Moreover, mixed-content scenarios where some resources are loaded over HTTP while others use HTTPS can lead to insecure fallback behaviors in clients, and can expose HMAC-related parameters in cleartext. In a Django API consumed by web or mobile clients, missing TLS can also weaken trust in the identity of the server, making it easier for an attacker to conduct a man-in-the-middle attack that alters or strips security headers. Even with robust HMAC verification, the absence of TLS means that metadata such as authentication tokens or session identifiers may leak, enabling correlation and further attacks. Therefore, the combination of HMAC signatures and missing TLS creates a false sense of security: integrity is preserved, but confidentiality and secure delivery are not, which can lead to data exposure, replay, and compliance violations under frameworks that mandate encryption in transit.

To address the risks associated with missing TLS in Django applications using HMAC signatures, you must enforce HTTPS consistently and implement strict request validation. The following patterns demonstrate a secure approach.

First, enforce HTTPS in Django settings so that all requests are served over TLS and any HTTP requests are redirected or rejected. Combined with HMAC verification, this ensures confidentiality and integrity in transit.

# settings.py
SECURE_SSL_REDIRECT = True
SESSION_COOKIE_SECURE = True
CSRF_COOKIE_SECURE = True

Second, implement a view that verifies the HMAC signature over critical request components. The example below shows a Django view that expects a timestamp, a nonce, and an HMAC signature in headers, and validates them before processing the request.

import hmac
import hashlib
import time
from django.http import JsonResponse, HttpResponseBadRequest
from django.views.decorators.csrf import csrf_exempt
from django.conf import settings
from django.utils.encoding import force_bytes

NONCE_STORE = set()
MAX_AGE_SECONDS = 300  # 5 minutes

def verify_hmac(request):
    timestamp = request.META.get('HTTP_X_TIMESTAMP')
    nonce = request.META.get('HTTP_X_NONCE')
    signature = request.META.get('HTTP_X_SIGNATURE')
    if not all([timestamp, nonce, signature]):
        return False, 'Missing headers'
    # Reject stale requests
    try:
        ts = int(timestamp)
    except ValueError:
        return False, 'Invalid timestamp'
    if abs(time.time() - ts) > MAX_AGE_SECONDS:
        return False, 'Timestamp expired'
    # Replay protection
    if nonce in NONCE_STORE:
        return False, 'Replay detected'
    # Construct the message the client should have signed
    method = request.method
    path = request.get_full_path()
    body = request.body.decode('utf-8')
    message = f'{method}{path}{body}{timestamp}{nonce}'.encode('utf-8')
    expected = hmac.new(
        force_bytes(settings.SHARED_SECRET),
        message,
        hashlib.sha256
    ).hexdigest()
    # Constant-time comparison
    if not hmac.compare_digest(expected, signature):
        return False, 'Invalid signature'
    NONCE_STORE.add(nonce)
    return True, 'Verified'

@csrf_exempt
def hmac_protected_view(request):
    ok, reason = verify_hmac(request)
    if not ok:
        return JsonResponse({'error': reason}, status=401)
    # Process the request safely
    return JsonResponse({'status': 'ok'})

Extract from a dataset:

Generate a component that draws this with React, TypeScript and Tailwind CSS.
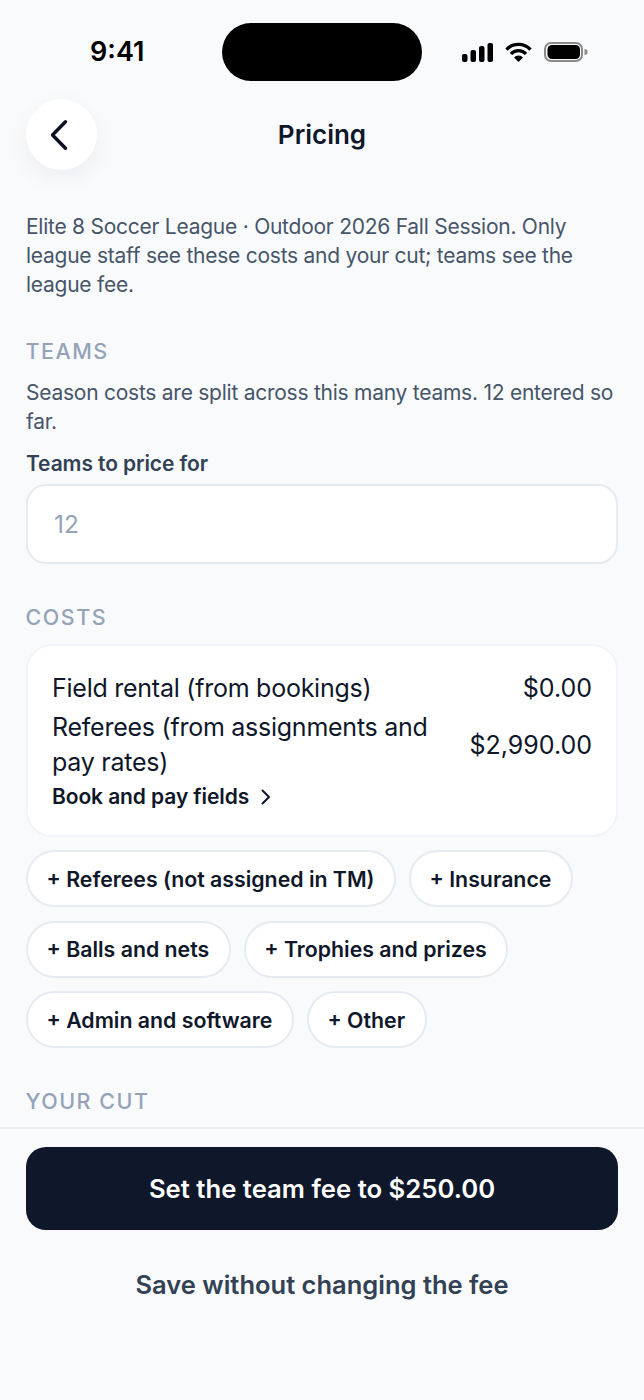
import React from "react";

function Chip({ label }: { label: string }) {
  return (
    <div className="h-[57px] flex items-center rounded-full bg-white border-2 border-[#e6ebf2] pl-[18.5px] pr-[19.5px] pt-[2px] text-[21.3px] font-semibold text-[#0f172a] whitespace-nowrap">
      {label}
    </div>
  );
}

function Label({ children, className }: { children: React.ReactNode; className: string }) {
  return (
    <div className={`text-[21.5px] leading-[26px] font-medium tracking-[1.5px] -ml-[0.5px] text-[#94a3b8] ${className}`}>
      {children}
    </div>
  );
}

export default function App() {
  return (
    <div className="w-[644px] h-[1400px] overflow-hidden flex flex-col bg-[#f8fafc] font-['Inter',sans-serif] text-[#0f172a]">
      <div className="h-[1127px] shrink-0 overflow-hidden px-[26px]">
        <div className="h-[99px] flex items-start justify-between pt-[23px] -mx-[26px] pl-[90px] pr-[56px]">
          <div className="w-[54px] h-[58px] flex items-center text-[27px] font-semibold text-black">9:41</div>
          <div className="w-[200px] h-[58px] rounded-[29px] bg-black ml-[78px]" />
          <div className="flex items-center h-[58px] ml-auto">
            <svg width="126" height="24" viewBox="0 0 126 24" className="block">
              <rect x="0" y="14" width="5.5" height="8" rx="2" fill="#000" />
              <rect x="8.5" y="10" width="5.5" height="12" rx="2" fill="#000" />
              <rect x="17" y="6" width="5.5" height="16" rx="2" fill="#000" />
              <rect x="25.5" y="3" width="5.5" height="19" rx="2" fill="#000" />
              <path d="M44.5 9.6 A16.5 16.5 0 0 1 68.5 9.6" fill="none" stroke="#000" strokeWidth="3.4" />
              <path d="M49 14 A10 10 0 0 1 64 14" fill="none" stroke="#000" strokeWidth="3.4" />
              <path d="M52 17.6 L56.5 22 L61 17.6 A6 6 0 0 0 52 17.6 Z" fill="#000" />
              <rect x="83" y="3" width="37" height="18" rx="6" fill="none" stroke="#8a8a8a" strokeWidth="2" />
              <rect x="85.5" y="5" width="32.5" height="14" rx="4.5" fill="#000" />
              <path d="M122.5 9 A3 3 0 0 1 122.5 15 Z" fill="#8a8a8a" />
            </svg>
          </div>
        </div>
        <div className="relative h-[71px] flex items-center justify-center">
          <div className="absolute left-0 top-0 w-[71px] h-[71px] rounded-full bg-white shadow-[0_8px_24px_rgba(15,23,42,0.05)] flex items-center justify-center">
            <svg width="24" height="34" viewBox="0 0 24 34" fill="none">
              <path d="M15.5 3.7 L2.5 17 L15.5 30.3" stroke="#0b1120" strokeWidth="3.4" strokeLinecap="round" strokeLinejoin="round" />
            </svg>
          </div>
          <div className="text-[26px] font-semibold text-[#0f172a]">Pricing</div>
        </div>
        <p className="mt-[42px] text-[21px] leading-[29px] tracking-[-0.25px] text-[#475569]">
          Elite 8 Soccer League · Outdoor 2026 Fall Session. Only league staff see these costs and your cut; teams see the league fee.
        </p>
        <Label className="mt-[39px]">TEAMS</Label>
        <p className="mt-[14px] text-[21px] leading-[29px] tracking-[-0.25px] text-[#475569]">
          Season costs are split across this many teams. 12 entered so far.
        </p>
        <div className="mt-[15px] text-[21px] leading-[26px] font-semibold tracking-[-0.1px] text-[#334155]">Teams to price for</div>
        <div className="mt-[7px] h-[80px] rounded-[20px] bg-white border-2 border-[#e6ebf2] flex items-center px-[26px] text-[24.5px] text-[#94a3b8]">12</div>
        <Label className="mt-[40px]">COSTS</Label>
        <div className="mt-[14px] h-[193px] rounded-[26px] bg-white border-2 border-[#f1f5f9] px-[24px] pt-[24px]">
          <div className="flex justify-between items-center h-[36px] text-[25px] leading-[36px] text-[#0f172a]">
            <span className="tracking-[-0.25px]">Field rental (from bookings)</span>
            <span>$0.00</span>
          </div>
          <div className="flex justify-between items-center text-[25px] leading-[35px] text-[#0f172a] mt-[4px]">
            <span className="w-[400px] tracking-[-0.25px]">Referees (from assignments and pay rates)</span>
            <span>$2,990.00</span>
          </div>
          <div className="flex items-center gap-[11px] mt-[3px] h-[28px] text-[21px] tracking-[-0.1px] font-semibold text-[#0f172a]">
            <span>Book and pay fields</span>
            <svg width="12" height="18" viewBox="0 0 12 18" fill="none">
              <path d="M2.5 2.5 L9 9 L2.5 15.5" stroke="#0f172a" strokeWidth="2" strokeLinecap="round" strokeLinejoin="round" />
            </svg>
          </div>
        </div>
        <div className="mt-[13px] flex flex-wrap gap-x-[13px] gap-y-[13.5px]">
          <Chip label="+ Referees (not assigned in TM)" />
          <Chip label="+ Insurance" />
          <Chip label="+ Balls and nets" />
          <Chip label="+ Trophies and prizes" />
          <Chip label="+ Admin and software" />
          <Chip label="+ Other" />
        </div>
        <Label className="mt-[40px]">YOUR CUT</Label>
      </div>
      <div className="border-t-2 border-[#eef2f6] px-[26px] pt-[18px] flex-1">
        <div className="h-[83px] rounded-[20px] bg-[#0f172a] pt-[2px] flex items-center justify-center text-[25.7px] font-semibold text-white">
          Set the team fee to $250.00
        </div>
        <div className="mt-[35px] text-center text-[25.5px] leading-[40px] font-semibold text-[#334155]">Save without changing the fee</div>
      </div>
    </div>
  );
}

This pattern ensures that each request includes a timestamp and nonce to mitigate replay attacks over HTTPS, and uses hmac.compare_digest to prevent timing attacks. For production, consider storing nonces in a short-lived cache such as Redis with TTL aligned with MAX_AGE_SECONDS. You can also integrate this verification as a middleware to apply HMAC checks across multiple endpoints consistently.

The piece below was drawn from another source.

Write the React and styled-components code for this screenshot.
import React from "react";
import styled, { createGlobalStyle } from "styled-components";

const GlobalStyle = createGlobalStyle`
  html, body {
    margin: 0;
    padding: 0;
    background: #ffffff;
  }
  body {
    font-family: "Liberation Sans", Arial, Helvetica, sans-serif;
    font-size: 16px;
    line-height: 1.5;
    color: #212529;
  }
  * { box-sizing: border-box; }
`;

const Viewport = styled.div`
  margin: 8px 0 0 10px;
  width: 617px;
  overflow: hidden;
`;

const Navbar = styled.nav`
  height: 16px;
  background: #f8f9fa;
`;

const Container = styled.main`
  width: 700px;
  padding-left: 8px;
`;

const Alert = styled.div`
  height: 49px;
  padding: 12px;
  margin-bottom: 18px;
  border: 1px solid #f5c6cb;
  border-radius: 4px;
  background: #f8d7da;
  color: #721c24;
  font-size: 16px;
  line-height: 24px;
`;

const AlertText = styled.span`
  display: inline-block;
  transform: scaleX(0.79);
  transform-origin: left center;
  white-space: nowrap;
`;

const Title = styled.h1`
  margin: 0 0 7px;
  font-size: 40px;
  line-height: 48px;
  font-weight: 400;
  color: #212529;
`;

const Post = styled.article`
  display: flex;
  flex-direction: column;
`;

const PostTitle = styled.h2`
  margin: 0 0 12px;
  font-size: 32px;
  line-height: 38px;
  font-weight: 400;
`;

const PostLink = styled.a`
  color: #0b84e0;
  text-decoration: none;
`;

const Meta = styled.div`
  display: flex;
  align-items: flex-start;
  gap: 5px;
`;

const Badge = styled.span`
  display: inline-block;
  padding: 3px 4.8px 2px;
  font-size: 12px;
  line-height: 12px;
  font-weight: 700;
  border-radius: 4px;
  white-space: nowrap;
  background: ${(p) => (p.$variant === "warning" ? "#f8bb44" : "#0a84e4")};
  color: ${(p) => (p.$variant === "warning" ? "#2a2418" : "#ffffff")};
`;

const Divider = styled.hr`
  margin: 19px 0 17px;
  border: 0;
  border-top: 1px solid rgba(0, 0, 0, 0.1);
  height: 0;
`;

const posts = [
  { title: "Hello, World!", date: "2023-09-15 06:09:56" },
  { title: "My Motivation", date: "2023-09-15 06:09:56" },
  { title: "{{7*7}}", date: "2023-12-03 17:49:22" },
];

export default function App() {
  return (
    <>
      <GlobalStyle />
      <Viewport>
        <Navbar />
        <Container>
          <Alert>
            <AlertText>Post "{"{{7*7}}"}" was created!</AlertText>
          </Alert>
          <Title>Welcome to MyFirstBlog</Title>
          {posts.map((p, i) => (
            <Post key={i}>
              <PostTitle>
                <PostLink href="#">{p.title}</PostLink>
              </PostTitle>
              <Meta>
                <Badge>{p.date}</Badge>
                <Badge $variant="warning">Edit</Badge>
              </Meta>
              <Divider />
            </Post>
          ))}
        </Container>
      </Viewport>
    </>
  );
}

Third, leverage the Django security middleware and middleware ordering to enforce TLS and set secure headers. Use SecurityMiddleware to ensure HTTP Strict Transport Security (HSTS) and other protections are active.

# settings.py
MIDDLEWARE = [
    'django.middleware.security.SecurityMiddleware',
    'django.contrib.sessions.middleware.SessionMiddleware',
    'django.middleware.common.CommonMiddleware',
    'django.middleware.csrf.CsrfViewMiddleware',
    'django.contrib.auth.middleware.AuthenticationMiddleware',
    'django.contrib.messages.middleware.MessageMiddleware',
]
SECURE_HSTS_SECONDS = 31536000
SECURE_HSTS_INCLUDE_SUBDOMAINS = True
SECURE_HSTS_PRELOAD = True

By combining enforced HTTPS, careful HMAC construction, replay protection, and secure headers, Django applications can mitigate the risks that arise when TLS is missing while still benefiting from HMAC-based request authentication.